What evidence does an auditor look for under Principle 4?
If assurance scope is voluntarily extended to cover Principle 4 (it is not part of the BRSR Core reasonable-assurance set), typically under ISAE 3000 (Revised) for non-GHG subject matter, the engagement team commonly requests: (1) the entity's stakeholder-identification methodology document or policy, (2) records of engagement events for each disclosed channel — meeting minutes, attendance records, survey reports, focus-group transcripts, grievance-log extracts, (3) the entity's process for identifying vulnerable and marginalised groups and the basis for that identification, (4) instances of engagement with vulnerable / marginalised groups and documented actions taken in response, (5) board-meeting agendas or committee minutes where stakeholder feedback was discussed (for the Leadership indicator on board-level consultation processes), and (6) the year-on-year continuity of disclosed frequencies and stakeholder groupings. See [Document and Evidence Requirements](/methodology/document-evidence-requirements/) for the broader artifacts framework.
How does Principle 4 connect to the materiality assessment?

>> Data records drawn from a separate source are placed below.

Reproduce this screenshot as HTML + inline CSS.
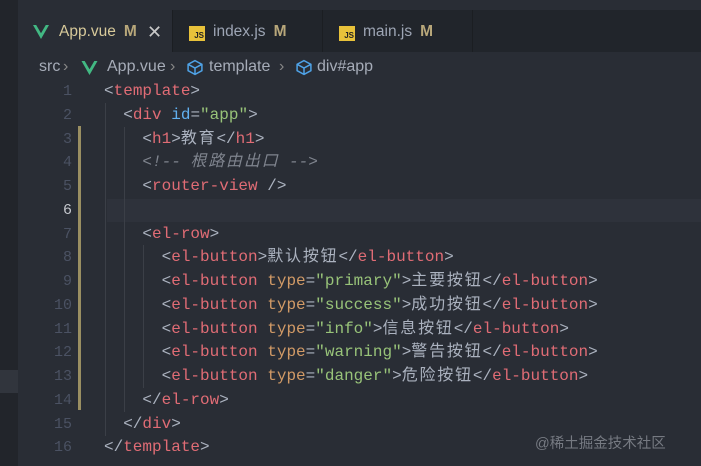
<!DOCTYPE html>
<html><head><meta charset="utf-8"><style>
*{margin:0;padding:0;box-sizing:border-box}
body{width:701px;height:466px;background:#292d35;overflow:hidden;position:relative;font-family:"Liberation Sans","Noto Sans CJK SC",sans-serif}
.strip{position:absolute;left:0;top:0;width:18px;height:466px;background:#22252b}
.tabbar{position:absolute;left:18px;top:10px;right:0;height:42px;background:#21252b}
.tab{position:absolute;top:0;height:42px;font-size:15.5px;line-height:44px;color:#9da5b4;border-right:1px solid #1b1e22}
.tab.act{background:#292d35;color:#d7c99a}
.m{color:#b8a77a;font-weight:bold;margin-left:8px}
.js{display:inline-block;width:16px;height:15px;background:#e8c23a;color:#222;font-size:8px;line-height:19px;text-align:right;padding-right:1px;vertical-align:-2px;font-weight:bold;margin-right:8px}
.bc{position:absolute;top:57px;font-size:16px;line-height:20px;color:#a6acb8;white-space:nowrap}
.ln{position:absolute;left:0;width:72px;text-align:right;font-family:"Liberation Mono",monospace;font-size:15px;color:#4b5263}
.code{position:absolute;left:104px;font-family:"Liberation Mono","Noto Sans CJK SC",monospace;font-size:16px;color:#abb2bf;white-space:pre}
.t{color:#e06c75}.a{color:#d19a66}.s{color:#98c379}.i{color:#61afef}.c{color:#7f848e;font-style:italic}
.z{letter-spacing:1.8px}
.g{position:absolute;width:1px;background:#3b3f47}
</style></head><body>
<div class="strip"></div>
<div style="position:absolute;left:0;top:370px;width:18px;height:23px;background:#31353d"></div>
<div class="tabbar"></div>
<div class="tab act" style="left:18px;width:155px;top:10px"><svg style="position:absolute;left:15px;top:15px" width="16" height="14" viewBox="0 0 16 14"><path d="M0 0h3.2L8 8.3 12.8 0H16L8 14z" fill="#42b883"/></svg><span style="position:absolute;left:41px">App.vue<span class="m">M</span></span><span style="position:absolute;left:129px;color:#c8c8c8;font-size:18px">✕</span></div>
<div class="tab" style="left:173px;width:150px;top:10px;padding-left:16px"><span class="js">JS</span>index.js<span class="m">M</span></div>
<div class="tab" style="left:323px;width:150px;top:10px;padding-left:16px"><span class="js">JS</span>main.js<span class="m">M</span></div>
<div class="bc" style="left:39px">src</div>
<div class="bc" style="left:63px;color:#888">›</div>
<svg style="position:absolute;left:81px;top:61px" width="17" height="14" viewBox="0 0 16 14"><path d="M0 0h3.2L8 8.3 12.8 0H16L8 14z" fill="#42b883"/></svg>
<div class="bc" style="left:107px">App.vue</div>
<div class="bc" style="left:170px;color:#888">›</div>
<svg style="position:absolute;left:186px;top:59px" width="18" height="17" viewBox="0 0 16 16" fill="none" stroke="#4fa3e8" stroke-width="1.4"><path d="M8 1.5L14.5 5v6L8 14.5 1.5 11V5z M1.5 5L8 8.5 14.5 5 M8 8.5v6"/></svg>
<div class="bc" style="left:209px">template</div>
<div class="bc" style="left:279px;color:#888">›</div>
<svg style="position:absolute;left:295px;top:59px" width="18" height="17" viewBox="0 0 16 16" fill="none" stroke="#4fa3e8" stroke-width="1.4"><path d="M8 1.5L14.5 5v6L8 14.5 1.5 11V5z M1.5 5L8 8.5 14.5 5 M8 8.5v6"/></svg>
<div class="bc" style="left:317px">div#app</div>
<div style="position:absolute;left:107px;top:199px;right:0;height:23px;background:#2e323b"></div>
<div style="position:absolute;left:78px;top:126px;width:3px;height:284px;background:#9a8f62"></div>
<div class="g" style="left:105px;top:103px;height:333px"></div>
<div class="g" style="left:124px;top:127px;height:285px"></div>
<div class="g" style="left:143px;top:245px;height:143px"></div>
<div id="L"></div>
<div style="position:absolute;left:535px;top:432px;font-size:14.5px;color:#767a82">@稀土掘金技术社区</div>
<script>
(function(){
var lines=[
'&lt;<span class="t">template</span>&gt;',
'  &lt;<span class="t">div</span> <span class="i">id</span>=<span class="s">"app"</span>&gt;',
'    &lt;<span class="t">h1</span>&gt;<span class="z">教育</span>&lt;/<span class="t">h1</span>&gt;',
'    <span class="c">&lt;!-- <span class="z">根路由出口</span> --&gt;</span>',
'    &lt;<span class="t">router-view</span> /&gt;',
'',
'    &lt;<span class="t">el-row</span>&gt;',
'      &lt;<span class="t">el-button</span>&gt;<span class="z">默认按钮</span>&lt;/<span class="t">el-button</span>&gt;',
'      &lt;<span class="t">el-button</span> <span class="a">type</span>=<span class="s">"primary"</span>&gt;<span class="z">主要按钮</span>&lt;/<span class="t">el-button</span>&gt;',
'      &lt;<span class="t">el-button</span> <span class="a">type</span>=<span class="s">"success"</span>&gt;<span class="z">成功按钮</span>&lt;/<span class="t">el-button</span>&gt;',
'      &lt;<span class="t">el-button</span> <span class="a">type</span>=<span class="s">"info"</span>&gt;<span class="z">信息按钮</span>&lt;/<span class="t">el-button</span>&gt;',
'      &lt;<span class="t">el-button</span> <span class="a">type</span>=<span class="s">"warning"</span>&gt;<span class="z">警告按钮</span>&lt;/<span class="t">el-button</span>&gt;',
'      &lt;<span class="t">el-button</span> <span class="a">type</span>=<span class="s">"danger"</span>&gt;<span class="z">危险按钮</span>&lt;/<span class="t">el-button</span>&gt;',
'    &lt;/<span class="t">el-row</span>&gt;',
'  &lt;/<span class="t">div</span>&gt;',
'&lt;/<span class="t">template</span>&gt;'];
var h='';
for(var i=0;i<16;i++){var y=79+i*23.75;
h+='<div class="ln" style="top:'+(y+2)+'px;line-height:22px'+(i==5?';color:#c5c8ce':'')+'">'+(i+1)+'</div>';
h+='<div class="code" style="top:'+y+'px;line-height:24px">'+lines[i]+'</div>';}
document.getElementById('L').innerHTML=h;
})();
</script>
</body></html>
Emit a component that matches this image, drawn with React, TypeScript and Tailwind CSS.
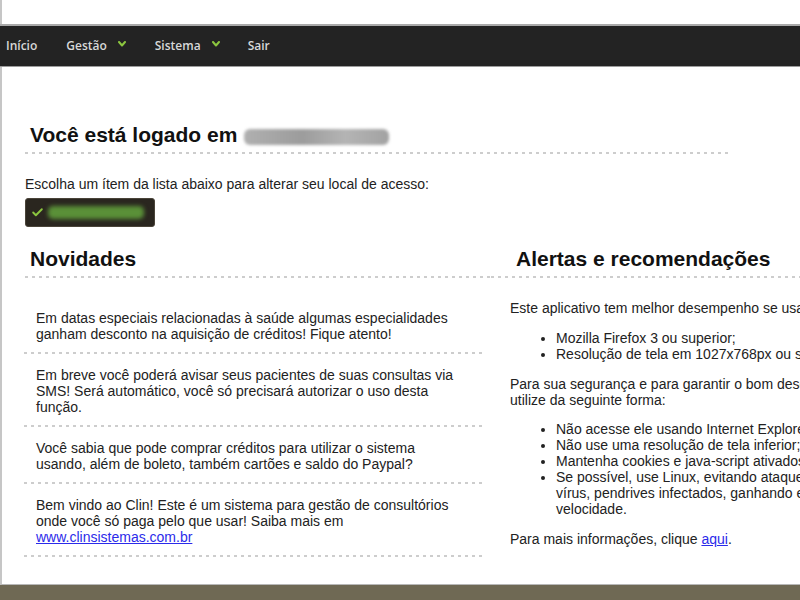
import React from "react";
import { Check } from "lucide-react";

const dotted =
  "h-[2px] bg-[repeating-linear-gradient(to_right,#cdcdcd_0px,#cdcdcd_3px,transparent_3px,transparent_7px)]";

function Chevron() {
  return (
    <svg width="8" height="6" viewBox="0 0 8 6" className="ml-[11px] -mt-[4px]">
      <path d="M1 1 L4 4.5 L7 1" fill="none" stroke="#8cc63f" strokeWidth="2" strokeLinecap="round" strokeLinejoin="round" />
    </svg>
  );
}

const news: React.ReactNode[] = [
  "Em datas especiais relacionadas à saúde algumas especialidades ganham desconto na aquisição de créditos! Fique atento!",
  "Em breve você poderá avisar seus pacientes de suas consultas via SMS! Será automático, você só precisará autorizar o uso desta função.",
  "Você sabia que pode comprar créditos para utilizar o sistema usando, além de boleto, também cartões e saldo do Paypal?",
  <>
    Bem vindo ao Clin! Este é um sistema para gestão de consultórios onde você só paga pelo que usar! Saiba mais em{" "}
    <a href="#" className="text-[#2b2bea] underline">www.clinsistemas.com.br</a>
  </>,
];

export default function App() {
  return (
    <div className="w-[800px] h-[600px] overflow-hidden flex flex-col bg-white text-[#222] font-['Liberation_Sans',Arial,sans-serif]">
      <div className="h-[24px] shrink-0 border-l-2 border-[#c6c6c6] bg-white" />
      <nav className="h-[43px] shrink-0 bg-[#232323] border-t-2 border-[#a9a9a9] border-b border-b-[#9c9c9c] flex items-center pl-[6px] gap-[29px] text-[12px] font-semibold text-[#d8d8d8] font-['Open_Sans',sans-serif]">
        <span>Início</span>
        <span className="flex items-center">Gestão<Chevron /></span>
        <span className="flex items-center">Sistema<Chevron /></span>
        <span className="-ml-px">Sair</span>
      </nav>
      <main className="flex-1 border-l-2 border-[#c6c6c6] border-b border-b-[#b8b8b8] pl-[23px] min-h-0">
        <div className="mt-[56px] pl-[5px] pb-[5px] flex items-center h-[24px] box-content">
          <h1 className="text-[21px] leading-[24px] font-bold text-[#111]">Você está logado em</h1>
          <span className="ml-[7px] inline-block w-[145px] h-[16px] mt-[4px] rounded-[6px] bg-[linear-gradient(to_right,#b0b0b0,#9c9c9c_40%,#b4b4b4_70%,#a2a2a2)] blur-[1.5px]" />
        </div>
        <div className={`${dotted} w-[705px]`} />
        <p className="mt-[22px] text-[14px] leading-[16px]">
          Escolha um ítem da lista abaixo para alterar seu local de acesso:
        </p>
        <div className="mt-[6px] w-[130px] h-[29px] rounded-[3px] bg-[#2a261f] border border-[#4a4439] flex items-center pl-[5px]">
          <Check size={13} strokeWidth={3.5} className="text-[#8cc63f]" />
          <span className="ml-[4px] w-[96px] h-[13px] rounded-[5px] bg-[#5a9038] blur-[2px]" />
        </div>

        <div className="flex mt-[20px]">
          <section className="w-[466px] shrink-0">
            <h2 className="pl-[5px] pb-[5px] text-[21px] leading-[24px] font-bold text-[#111]">Novidades</h2>
            <div className={dotted} />
            <ul className="mt-[19px] mr-[6px] -ml-px">
              {news.map((n, i) => (
                <li key={i} className="pl-[12px] pr-[24px] pt-[13px] pb-[10px] text-[14px] leading-[16px]">
                  {n}
                  <div className={`${dotted} mt-[10px] -mb-[10px] -ml-[12px] -mr-[24px] h-[1px]`} />
                </li>
              ))}
            </ul>
          </section>

          <section className="w-[375px] shrink-0">
            <h2 className="pl-[25px] pb-[5px] text-[21px] leading-[24px] font-bold text-[#111]">Alertas e recomendações</h2>
            <div className={dotted} />
            <div className="pl-[19px] text-[14px] leading-[16px]">
              <p className="mt-[22px]">Este aplicativo tem melhor desempenho se usado com:</p>
              <ul className="mt-[14px] pl-[46px] list-disc">
                <li>Mozilla Firefox 3 ou superior;</li>
                <li>Resolução de tela em 1027x768px ou superior.</li>
              </ul>
              <p className="mt-[14px]">Para sua segurança e para garantir o bom desempenho, utilize da seguinte forma:</p>
              <ul className="mt-[13px] pl-[46px] list-disc">
                <li>Não acesse ele usando Internet Explorer;</li>
                <li>Não use uma resolução de tela inferior;</li>
                <li>Mantenha cookies e java-script ativados;</li>
                <li>Se possível, use Linux, evitando ataques dos vírus, pendrives infectados, ganhando em velocidade.</li>
              </ul>
              <p className="mt-[14px]">
                Para mais informações, clique <a href="#" className="text-[#2b2bea] underline">aqui</a>.
              </p>
            </div>
          </section>
        </div>
      </main>
      <footer className="h-[15px] shrink-0 bg-[#6f6954]" />
    </div>
  );
}
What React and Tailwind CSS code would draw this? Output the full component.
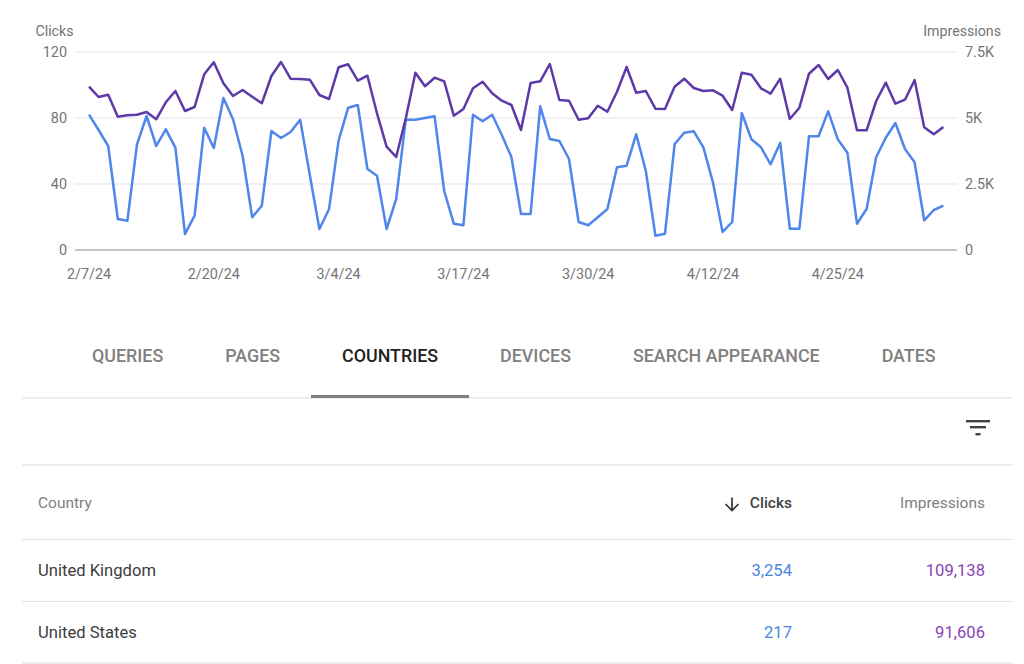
const purple = [230,261,254,320,316,314,306,328,277,243,303,291,193,157,220,258,240,260,280,198,156,206,207,209,255,267,172,163,212,197,310,410,441,325,188,229,203,214,317,297,235,215,250,272,285,360,219,214,162,270,272,329,325,287,305,245,171,248,243,296,297,230,206,234,243,241,257,300,188,194,235,251,206,327,293,191,165,207,180,233,361,361,273,218,281,269,210,352,373,351];
const blue = [314,360,408,627,632,403,318,408,358,413,672,617,353,414,264,328,437,622,587,363,384,366,329,495,657,598,392,293,285,477,497,657,567,329,329,324,319,543,641,646,314,334,314,375,441,612,612,289,387,393,447,636,646,622,597,472,467,373,482,677,671,403,368,364,412,518,666,636,309,388,412,463,398,656,656,379,379,304,388,428,641,597,441,383,339,417,457,631,600,587];
const pts = (a) => a.map((y, i) => `${(89 + i * 9.6).toFixed(1)},${(10 + y / 3).toFixed(1)}`).join(" ");
const grid = [
  { y: 52, l: "120", r: "7.5K" },
  { y: 118, l: "80", r: "5K" },
  { y: 184, l: "40", r: "2.5K" },
];
const dates = ["2/7/24", "2/20/24", "3/4/24", "3/17/24", "3/30/24", "4/12/24", "4/25/24"];
const tabs = ["QUERIES", "PAGES", "COUNTRIES", "DEVICES", "SEARCH APPEARANCE", "DATES"];
const rows = [
  { c: "United Kingdom", k: "3,254", i: "109,138", b: "border-b border-[#e2e2e2]" },
  { c: "United States", k: "217", i: "91,606", b: "border-b-2 border-[#eeeeee]" },
];

function Chart() {
  return (
    <svg width="1024" height="300" viewBox="0 0 1024 300" className="block" fontSize="14.4" fill="#757575">
      <text x="54.5" y="36" textAnchor="middle" fontSize="14.2">Clicks</text>
      <text x="1001" y="36" textAnchor="end" fontSize="14.2">Impressions</text>
      {grid.map((g) => (
        <g key={g.y}>
          <line x1="75" x2="957" y1={g.y} y2={g.y} stroke="#eeeeee" strokeWidth="1.4" />
          <text x="67" y={g.y + 5} textAnchor="end">{g.l}</text>
          <text x="965" y={g.y + 5}>{g.r}</text>
        </g>
      ))}
      <line x1="75" x2="957" y1="250" y2="250" stroke="#b0b0b0" strokeWidth="1.4" />
      <text x="67" y="255" textAnchor="end">0</text>
      <text x="965" y="255">0</text>
      {dates.map((d, i) => (
        <text key={d} x={89 + i * 124.8} y="279" textAnchor="middle">{d}</text>
      ))}
      <polyline points={pts(blue)} fill="none" stroke="#4f86ec" strokeWidth="2.5" strokeLinejoin="round" />
      <polyline points={pts(purple)} fill="none" stroke="#5e3aa8" strokeWidth="2.5" strokeLinejoin="round" />
    </svg>
  );
}

export default function App() {
  return (
    <div className="w-[1024px] h-[664px] overflow-hidden bg-white font-['Roboto',sans-serif]">
      <Chart />
      <div className="w-[991px] ml-[22px]">
        <div className="mt-[32px] flex h-[67px] pl-[39px] border-b-2 border-[#eeeeee]">
          {tabs.map((t) => {
            const active = t === "COUNTRIES";
            return (
              <div
                key={t}
                className={`relative flex items-start pt-[14px] px-[31px] text-[17.85px] leading-[20px] font-medium ${active ? "text-[#212121]" : "text-[#808080]"}`}
              >
                {t}
                {active && <div className="absolute left-0 right-0 bottom-[-1px] h-[3px] bg-[#808080]" />}
              </div>
            );
          })}
        </div>
        <div className="flex h-[67px] items-center justify-end border-b-2 border-[#eeeeee] pr-[23px] pb-[8px]">
          <svg width="24" height="16" viewBox="0 0 24 16">
            <rect x="0" y="0" width="24" height="2.4" fill="#424242" />
            <rect x="4" y="6" width="16" height="2.4" fill="#424242" />
            <rect x="9.5" y="13" width="5" height="2.4" fill="#424242" />
          </svg>
        </div>
        <div className="flex h-[74px] items-center border-b border-[#e2e2e2] pt-[3px] pl-[16px] pr-[28px] text-[15.5px]">
          <div className="flex-1 text-[#808080]">Country</div>
          <div className="flex items-center justify-end w-[100px] font-medium text-[#424242]">
            <svg width="16" height="16" viewBox="0 0 16 16" className="mr-[10px]" fill="none" stroke="#333333" strokeWidth="1.7">
              <path d="M8 1.5v12.5M1.5 8 8 14.5 14.5 8" />
            </svg>
            Clicks
          </div>
          <div className="w-[193px] text-right text-[#808080]">Impressions</div>
        </div>
        {rows.map((r) => (
          <div key={r.c} className={`flex h-[62px] items-center pt-[2px] pl-[16px] pr-[28px] text-[16.6px] ${r.b}`}>
            <div className="flex-1 text-[#3c3c3c]">{r.c}</div>
            <div className="w-[100px] text-right text-[#4a86e0]">{r.k}</div>
            <div className="w-[193px] text-right text-[#8a44b4]">{r.i}</div>
          </div>
        ))}
      </div>
    </div>
  );
}
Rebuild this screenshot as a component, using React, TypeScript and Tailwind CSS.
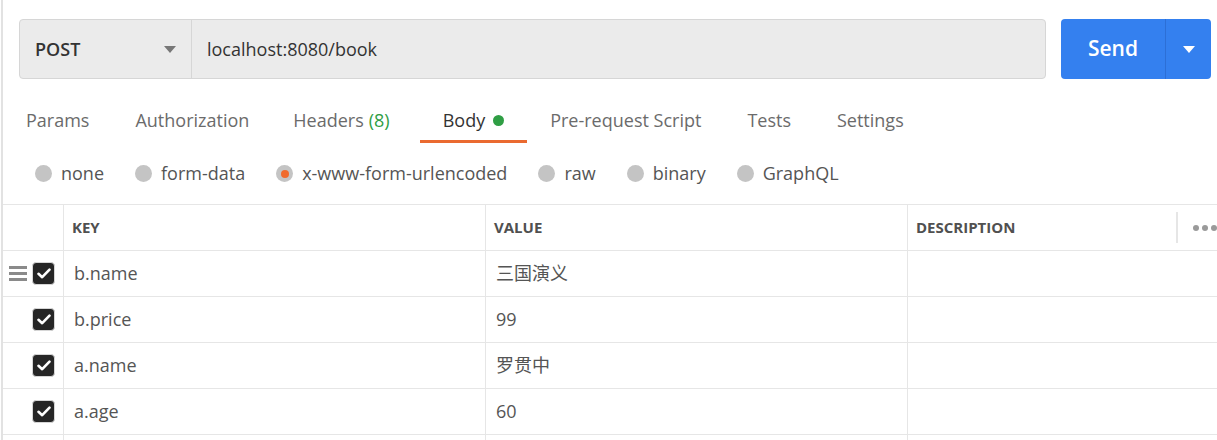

Stakeholder engagement and materiality are operationally interlinked: the materiality assessment is a commonly used mechanism through which the entity identifies what topics matter to which stakeholder groups, and stakeholder engagement is a commonly used mechanism through which the entity validates those topics with the affected groups. In practice, the entity's materiality assessment process typically includes a stakeholder-engagement step (interviews, surveys, workshops with each identified group), and the output of that step feeds both the materiality matrix and the Principle 4 narrative. See the [Materiality Assessment Walkthrough](/guides/materiality-assessment-walkthrough/) for the operational mechanics.